Despite his chilly relationship with conservatives, he has survived, as he did in Iowa, because those anti-Romney votes have been divided up among several candidates.

It seemed on Tuesday night that Perry and Bachmann might soon drop out of the race. That's bad news for Romney.

As the size of the field shrinks, so does Romney's opportunity to skate through primaries with a plurality here and a plurality there.

If Santorum or Gingrich can raise money, get organized and stay disciplined, one of them has an opportunity to rally the right and become the conservative challenger to Romney.

Evangelicals still matter

Evangelicals made up about 60% of the caucus electorate in 2008, but heading into this year's caucuses, polls suggested that the number might be lower.

In the closely watched Des Moines Register poll released on Saturday before the vote, just 34% of likely caucus-goers described themselves as "born again" or "fundamentalist Christian."

But according to entrance polls on Tuesday, 57% of those who caucused called themselves evangelical or "born again."

Christian voters showed up but did not rally behind a single candidate like they did in 2008, when Huckabee captured their imagination.

But Santorum, a Catholic and staunch abortion opponent who courted pastors and home-school activists during his campaign, outperformed his opponents and won a third of the evangelical vote.

That's a big slice of a crucial Iowa voting bloc that surely helped Santorum to his second-place finish on Tuesday.

Ignore Ames

The zenith of Michele Bachmann's boom-and-bust campaign was her victory at the Ames Straw Poll last August, when she captured 4,823 votes and, in the process, dispatched her main Iowa foe at the time, Tim Pawlenty.

In the caucuses on Tuesday night, almost five months after Ames, her numbers were dismal. Only about 6,000 Iowans cast ballots for Bachmann.

The results of the straw poll, a Republican political carnival beloved by party activists and the media, are not meant to be predictive.

Romney won the beauty pageant in 2007, for instance, but came up short against Mike Huckabee in the 2008 caucuses. He took a pass on Ames this year, but won the caucuses on Tuesday.

The straw poll was designed as a test of each campaign's organizational strength in Iowa, and it has been a somewhat reliable indicator of which candidates were catching on with the Republican base here.

But with Bachmann's epic collapse after Ames rendering last summer's straw poll next to useless, there will almost certainly be questions about whether the next contest merits the attention it usually gets.

And maybe next time, someone like Pawlenty might think twice before dropping out after a poor showing.
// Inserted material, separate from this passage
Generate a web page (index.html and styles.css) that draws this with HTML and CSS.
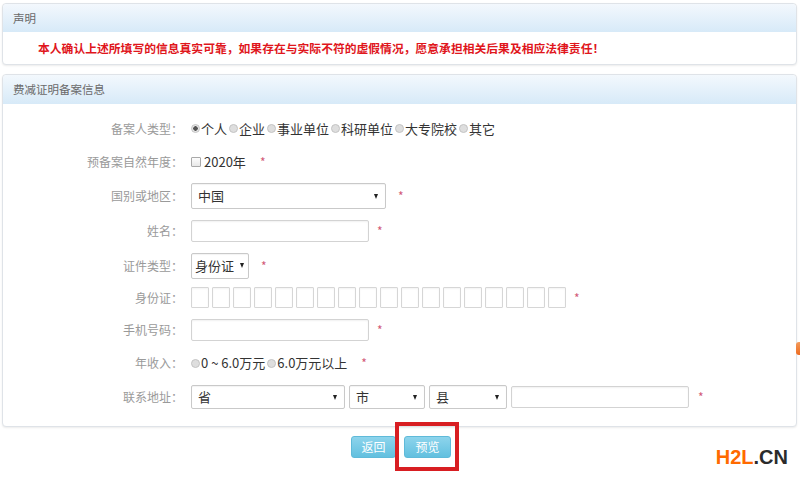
FILE: index.html
```html
<!DOCTYPE html>
<html lang="zh-CN">

<head>
    <meta charset="UTF-8">
    <meta name="viewport" content="width=device-width, initial-scale=1.0">
    <title>费减证明备案信息</title>
    <link rel="stylesheet" href="styles.css">
</head>

<body>

<div class="panel panel-notice">
    <div class="panel-head">声明</div>
    <div class="panel-body notice">本人确认上述所填写的信息真实可靠，如果存在与实际不符的虚假情况，愿意承担相关后果及相应法律责任！</div>
</div>

<div class="panel panel-form">
    <div class="panel-head head-tall">费减证明备案信息</div>
    <div class="panel-body form">

        <div class="row h33">
            <span class="lbl">备案人类型：</span>
            <div class="ctl">
                <label class="opt"><input type="radio" name="type" checked>个人</label>
                <label class="opt"><input type="radio" name="type">企业</label>
                <label class="opt"><input type="radio" name="type">事业单位</label>
                <label class="opt"><input type="radio" name="type">科研单位</label>
                <label class="opt"><input type="radio" name="type">大专院校</label>
                <label class="opt"><input type="radio" name="type">其它</label>
            </div>
        </div>

        <div class="row">
            <span class="lbl">预备案自然年度：</span>
            <div class="ctl">
                <label class="opt"><input type="checkbox" class="check"> 2020年</label>
                <span class="star star-wide">*</span>
            </div>
        </div>

        <div class="row">
            <span class="lbl">国别或地区：</span>
            <div class="ctl">
                <div class="select sel-country"><span>中国</span><i></i></div>
                <span class="star star-wide">*</span>
            </div>
        </div>

        <div class="row h36">
            <span class="lbl">姓名：</span>
            <div class="ctl">
                <input type="text" class="text">
                <span class="star">*</span>
            </div>
        </div>

        <div class="row h33">
            <span class="lbl">证件类型：</span>
            <div class="ctl">
                <div class="select sel-cert"><span>身份证</span><i></i></div>
                <span class="star star-wide">*</span>
            </div>
        </div>

        <div class="row h31">
            <span class="lbl">身份证：</span>
            <div class="ctl">
                <div class="idboxes">
                    <input type="text" class="idbox"><input type="text" class="idbox"><input type="text" class="idbox">
                    <input type="text" class="idbox"><input type="text" class="idbox"><input type="text" class="idbox">
                    <input type="text" class="idbox"><input type="text" class="idbox"><input type="text" class="idbox">
                    <input type="text" class="idbox"><input type="text" class="idbox"><input type="text" class="idbox">
                    <input type="text" class="idbox"><input type="text" class="idbox"><input type="text" class="idbox">
                    <input type="text" class="idbox"><input type="text" class="idbox"><input type="text" class="idbox">
                </div>
                <span class="star">*</span>
            </div>
        </div>

        <div class="row h33">
            <span class="lbl">手机号码：</span>
            <div class="ctl">
                <input type="text" class="text">
                <span class="star">*</span>
            </div>
        </div>

        <div class="row">
            <span class="lbl">年收入：</span>
            <div class="ctl">
                <label class="opt"><input type="radio" name="income">0 ~ 6.0万元</label>
                <label class="opt"><input type="radio" name="income">6.0万元以上</label>
                <span class="star star-wide">*</span>
            </div>
        </div>

        <div class="row">
            <span class="lbl">联系地址：</span>
            <div class="ctl addr">
                <div class="select sel-prov"><span>省</span><i></i></div>
                <div class="select sel-city"><span>市</span><i></i></div>
                <div class="select sel-county"><span>县</span><i></i></div>
                <input type="text" class="text">
                <span class="star">*</span>
            </div>
        </div>

    </div>
</div>

<div class="actions">
    <button class="btn">返回</button>
    <div class="mark">
        <button class="btn btn-wide">预览</button>
        <span class="mark-box"></span>
    </div>
</div>

<span class="edge"></span>
<div class="logo"><span class="logo-h">H2L</span>.CN</div>

</body>
</html>
```

FILE: styles.css
```css
body {
    margin: 0;
    font-family: "Noto Sans CJK SC", "Liberation Sans", sans-serif;
    font-size: 12px;
    color: #333;
    background-color: #fff;
    position: relative;
    height: 481px;
    overflow: hidden;
}

.panel {
    margin: 3px 3px 0 2px;
    border: 1px solid #dfe3e8;
    border-radius: 4px;
    box-shadow: 0 1px 2px rgba(0, 0, 0, 0.08);
    background-color: #fff;
}

.panel-form {
    margin-top: 9px;
}

.panel-head {
    height: 28px;
    line-height: 28px;
    padding-left: 10px;
    color: #6a6a6a;
    font-size: 11.5px;
    background: linear-gradient(#f3f8fd, #d7eaf8);
    border-radius: 4px 4px 0 0;
}

.head-tall {
    height: 29px;
    line-height: 29px;
}

.notice {
    height: 32px;
    line-height: 32px;
    padding-left: 35px;
    color: #e0161c;
    font-weight: bold;
    font-size: 11.8px;
    white-space: nowrap;
}

.form {
    padding: 8px 0 12px 0;
}

.row {
    display: flex;
    align-items: center;
    height: 34px;
}

.h33 { height: 33px; }
.h36 { height: 36px; }
.h31 { height: 31px; }

.lbl {
    width: 180px;
    text-align: right;
    color: #9a9a9a;
    font-size: 12px;
    line-height: 16px;
    flex-shrink: 0;
}

.ctl {
    display: flex;
    align-items: center;
    margin-left: 8px;
    font-size: 13px;
    line-height: 18px;
    color: #333;
}

.opt {
    display: flex;
    align-items: center;
    margin-right: 2px;
    white-space: nowrap;
}

.opt input[type="radio"] {
    appearance: none;
    width: 9px;
    height: 9px;
    margin: 0 1px 0 0;
    border: 1px solid #c4c4c4;
    border-radius: 50%;
    background-color: #dedede;
}

.opt input[type="radio"]:checked {
    background: radial-gradient(circle, #555 0, #555 2px, #e6e6e6 2.5px);
}

.check {
    appearance: none;
    width: 10px;
    height: 10px;
    margin: 0 3px 0 0;
    border: 1px solid #a9a9a9;
    border-radius: 1px;
    background: linear-gradient(#fdfdfd, #e8e8e8);
}

.star {
    color: #d25a78;
    font-size: 12px;
    margin-left: 8px;
}

.star-wide {
    margin-left: 12px;
}

.select {
    display: flex;
    align-items: center;
    justify-content: space-between;
    box-sizing: border-box;
    height: 24px;
    padding: 0 7px 0 6px;
    border: 1px solid #c9c9c9;
    border-radius: 2px;
    background-color: #fff;
    box-shadow: inset 0 1px 1px rgba(0, 0, 0, 0.05);
}

.select i {
    width: 0;
    height: 0;
    border-left: 2.5px solid transparent;
    border-right: 2.5px solid transparent;
    border-top: 5px solid #222;
}

.sel-country {
    width: 195px;
    height: 26px;
}

.sel-cert {
    width: 58px;
    height: 26px;
    padding: 0 4px 0 3px;
}

.sel-prov {
    width: 154px;
}

.sel-city {
    width: 76px;
}

.sel-county {
    width: 78px;
}

.text {
    box-sizing: border-box;
    width: 178px;
    height: 22px;
    margin: 0;
    border: 1px solid #d3d3d3;
    border-radius: 2px;
    box-shadow: inset 0 1px 2px rgba(0, 0, 0, 0.06);
}

.idboxes {
    display: flex;
    gap: 3px;
}

.idbox {
    box-sizing: border-box;
    width: 18px;
    height: 21px;
    margin: 0;
    padding: 0;
    border: 1px solid #d6d6d6;
    border-radius: 1px;
    box-shadow: inset 0 1px 2px rgba(0, 0, 0, 0.05);
}

.addr {
    gap: 4px;
}

.addr .star {
    margin-left: 5px;
}

.actions {
    display: flex;
    justify-content: center;
    gap: 8px;
    margin-top: 9px;
    padding-left: 2px;
}

.btn {
    height: 22px;
    width: 45px;
    padding: 0;
    border: 1px solid #5fbad9;
    border-radius: 3px;
    background: linear-gradient(#8dd4ec, #62c0df);
    color: #fff;
    font-family: "Noto Sans CJK SC", sans-serif;
    font-size: 12px;
    line-height: 18px;
}

.btn-wide {
    width: 47px;
}

.mark {
    position: relative;
    display: flex;
}

.mark-box {
    position: absolute;
    left: -9px;
    top: -14px;
    width: 56px;
    height: 41px;
    border: 4px solid #d81e22;
}

.edge {
    position: absolute;
    right: 0;
    top: 342px;
    width: 4px;
    height: 13px;
    background: linear-gradient(#f39a5a, #ee6b1f);
    border-radius: 3px 0 0 3px;
}

.logo {
    position: absolute;
    right: 12px;
    top: 446px;
    font-family: "Liberation Sans", Arial, sans-serif;
    font-weight: bold;
    font-size: 20px;
    color: #2b2b2b;
}

.logo-h {
    color: #ff6a00;
}
```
The Iowa way or the highway

When Pawlenty quit the race in August, it seemed to suggest that the traditional path to victory in Iowa -- hiring veteran operatives, lining up campaign chairs in every county, and holding small town hall meetings -- was a non-starter.
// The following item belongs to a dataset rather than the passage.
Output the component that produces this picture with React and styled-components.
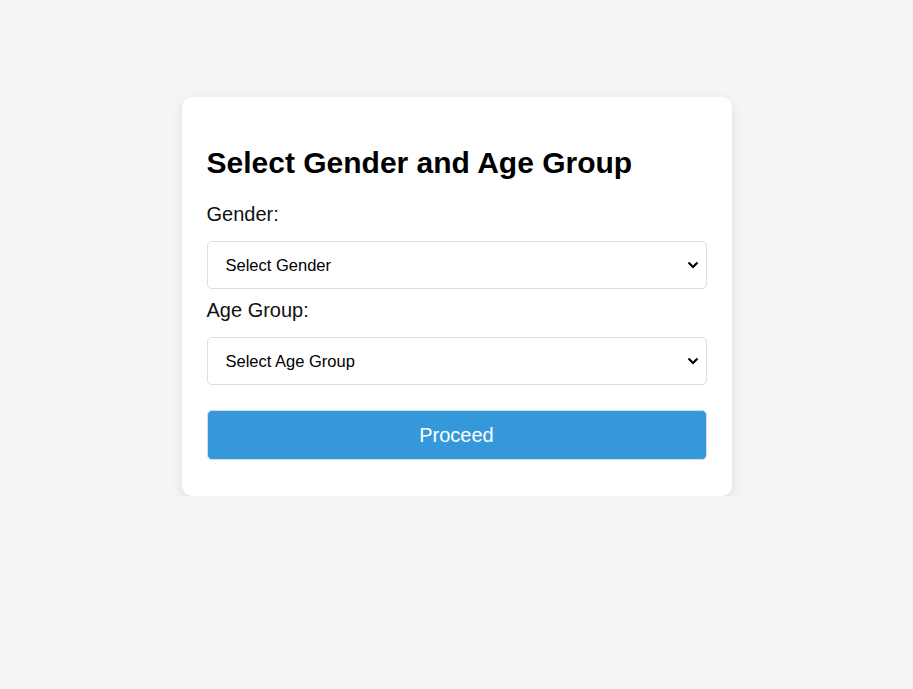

Pawlenty did all of those things but failed to catch on. Instead, presidential debates and cable chatter closely watched by Republican activists in Iowa seemed to drive poll numbers and define the shape of the race.
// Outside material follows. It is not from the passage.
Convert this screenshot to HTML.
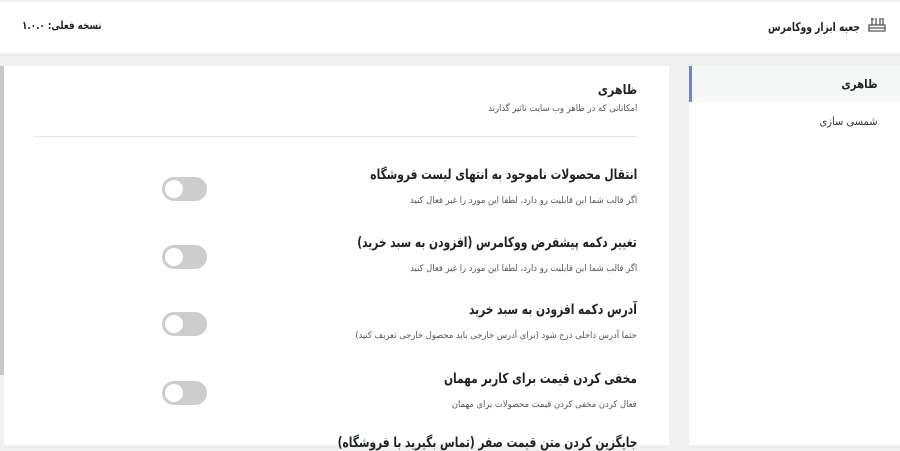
<!DOCTYPE html>
<html><head><meta charset="utf-8"><style>
*{margin:0;padding:0;box-sizing:border-box}
body{width:900px;height:445px;overflow:hidden;background:#f0f0f1;font-family:"DejaVu Sans","Liberation Sans",sans-serif;color:#1d2327;position:relative}
.hdr{position:absolute;left:0;top:2px;width:900px;height:51px;background:#fff}
.a{position:absolute;white-space:nowrap;direction:rtl;transform-origin:right center}
.panel{position:absolute;left:4px;top:66px;width:665px;height:379px;background:#fff}
.sb{position:absolute;left:0;top:66px;width:4px;height:309px;background:#c8c8c8}
.side{position:absolute;left:689px;top:66px;width:211px;height:379px;background:#fff}
.act{position:absolute;left:689px;top:66px;width:211px;height:36px;background:#f6f7f7;border-left:3px solid #6b83e0}
.t{font-weight:bold;font-size:14px;right:263px;transform:scaleX(0.76)}
.d{font-size:9px;color:#50575e;right:263px;transform:scaleX(0.93)}
.tg{position:absolute;left:162px;width:45px;height:24px;border-radius:12px;background:#cdcdcd}
.tg:after{content:"";position:absolute;left:3px;top:3px;width:18px;height:18px;border-radius:50%;background:#fff}
</style></head><body>
<div class="hdr"></div>
<div class="a" style="left:22px;top:19px;font-size:11px;font-weight:bold;transform:scaleX(0.8);transform-origin:left center">نسخه فعلی: ۱.۰.۰</div>
<div class="a" style="right:40px;top:20px;font-size:12px;font-weight:bold;transform:scaleX(0.76)">جعبه ابزار ووکامرس</div>
<svg style="position:absolute;left:867px;top:15px" width="20" height="20" viewBox="0 0 20 20" fill="none" stroke="#555" stroke-width="1.3"><path d="M2 10h16v6H2z M2 13h16 M5 3v7 M9 3v7 M13 5v5 M4 4h3 M12 4l3 0 M16 3v7"/></svg>
<div class="sb"></div>
<div class="panel"></div>
<div class="side"></div>
<div class="act"></div>
<div class="a" style="right:22px;top:77px;font-size:12px;font-weight:bold;transform:scaleX(0.85)">ظاهری</div>
<div class="a" style="right:22px;top:115px;font-size:11px;color:#333;transform:scaleX(0.9)">شمسی سازی</div>
<div class="a" style="right:263px;top:83px;font-size:13px;font-weight:bold;transform:scaleX(0.85)">ظاهری</div>
<div class="a d" style="top:104px">امکاناتی که در ظاهر وب سایت تاثیر گذارند</div>
<div style="position:absolute;left:34px;top:136px;width:603px;height:1px;background:#e5e5e5"></div>
<div class="a t" style="top:167px">انتقال محصولات ناموجود به انتهای لیست فروشگاه</div>
<div class="a d" style="top:196px">اگر قالب شما این قابلیت رو دارد، لطفا این مورد را غیر فعال کنید</div>
<div class="tg" style="top:177px"></div>
<div class="a t" style="top:235px">تغییر دکمه پیشفرض ووکامرس (افزودن به سبد خرید)</div>
<div class="a d" style="top:264px">اگر قالب شما این قابلیت رو دارد، لطفا این مورد را غیر فعال کنید</div>
<div class="tg" style="top:245px"></div>
<div class="a t" style="top:302px">آدرس دکمه افزودن به سبد خرید</div>
<div class="a d" style="top:331px">حتما آدرس داخلی درج شود (برای آدرس خارجی باید محصول خارجی تعریف کنید)</div>
<div class="tg" style="top:312px"></div>
<div class="a t" style="top:371px">مخفی کردن قیمت برای کاربر مهمان</div>
<div class="a d" style="top:400px">فعال کردن مخفی کردن قیمت محصولات برای مهمان</div>
<div class="tg" style="top:381px"></div>
<div class="a t" style="top:435px">جایگزین کردن متن قیمت صفر (تماس بگیرید با فروشگاه)</div>
</body></html>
But when crunch time arrived, the three candidates who did things the Iowa way won a coveted top-three finish in the caucuses.

Winning a caucus requires organization, and to varying degrees Romney, Santorum and Paul were able to turn out a reliable network of supporters who showed up for two or three hours on a Tuesday night to support their guy.

All three candidates had been planting seeds in Iowa for years.

Romney and Paul had both run in the state four years prior and quietly kept in touch with their backers until it came time to run again.

Santorum did not have the resources to build a formidable ground game, but his hard work -- he did almost 380 campaign events in the state beginning in 2009 -- laid critical groundwork that helped him capitalize on his late and perfectly-timed bump in the polls.